Reviews

Dobaara: See Your Evil Movie Review

Anupama Chopra

Dobaara: See your Evil is a movie about a murderous mirror.  The story is exactly as ridiculous as that sounds. And I'm still wondering what the tag line means – see your evil as opposed to what? Ignore your evil? Embrace your evil? Or perhaps outrun your evil?

Of course not – that never happens in a horror film. The first rule of horror is that seemingly intelligent people will put themselves in the path of ghouls and monsters instead of running away when they have the opportunity. If they did the smart thing and just got out of there, you wouldn't have a movie. Dobaara is no different.

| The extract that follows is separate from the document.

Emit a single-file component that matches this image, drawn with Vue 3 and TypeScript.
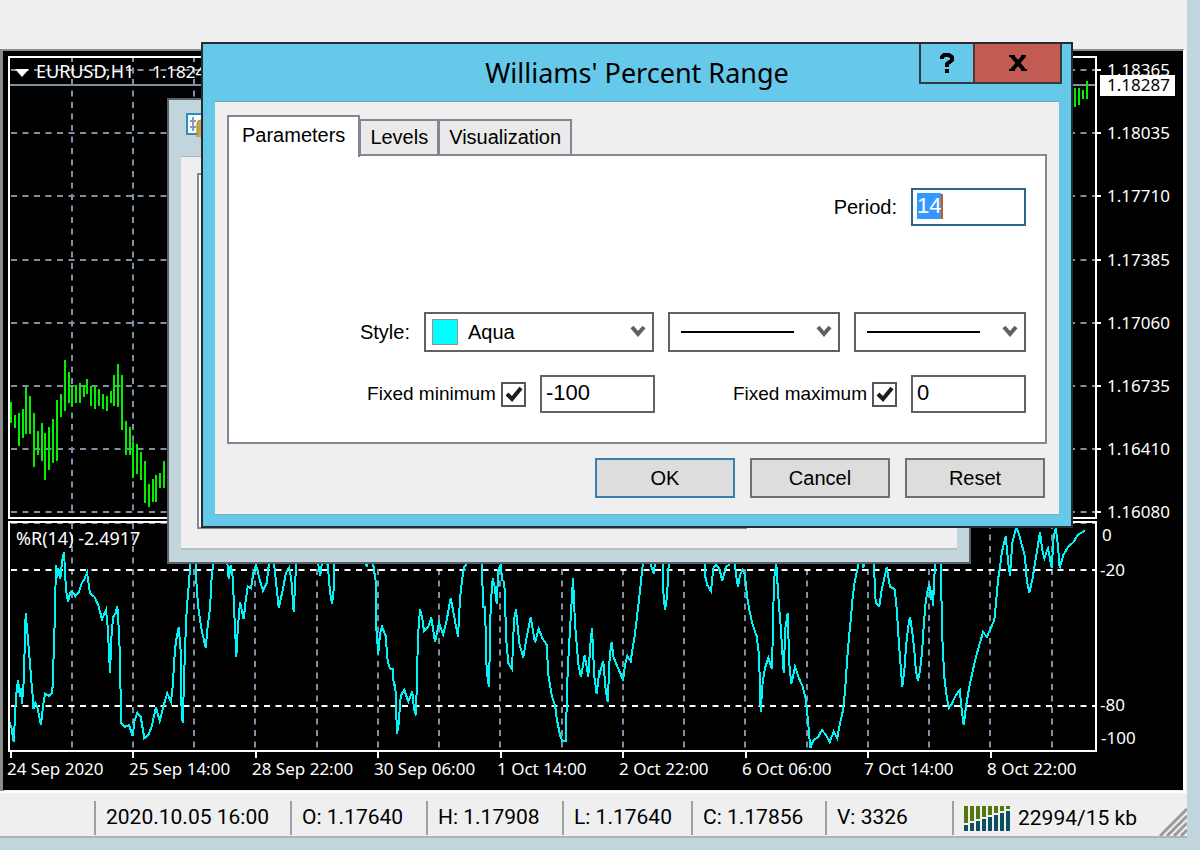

So siblings Kabir and Natasha, played by real life siblings Huma Qureshi and Saqib Saleem, choose to go back to their childhood home in London where horrific things have happened to them. Kabir has just been released from a correctional facility after 11 years. But he doesn't want to walk in Hyde Park or eat some scones. When Natasha summons him back to the family mansion, he shows up. Together they must kill the mirror. Or as Natasha tells her boyfriend: I'm also a normal girl. I also seek a family. Par usse marne ke baad.

Dobaara is filled with stilted dialogue like this.  In one scene we are told, spirits apne aap ko manifest karne ke liye aas paas ki energy suck karlete hain. And in one, unintentionally funny scene, the father, who is now possessed by the haunted mirror, is telling this sexy apparition – I promise we will go and live together somewhere.  The father is played by Adil Hussain who is an actor with such gravitas and dignity that he can usually rescue even the most banal roles. But here he is an sculptor lusting after many women – one of whom is a witch wearing plunging necklines and an accent.  It's high comedy.

This witch is the creation of writer-director Prawaal Raman. Dobaara is an official remake of the 2013 American horror film OculusOculus was no The Shining but director Mike Flanagan managed to create an effectively creepy tale that benefitted from some slick cutting between the tragic events of the past and the present. Prawaal remains faithful to the original but he can't resist adding this ghostly femme fatale and even a love angle for Kabir – he is romantically involved with his lawyer who wears tight midriff baring outfits to the correctional facility.  In the original we weren't told why the mirror did the things it did.  Here Prawaal gives us a bogus backstory about witches in England.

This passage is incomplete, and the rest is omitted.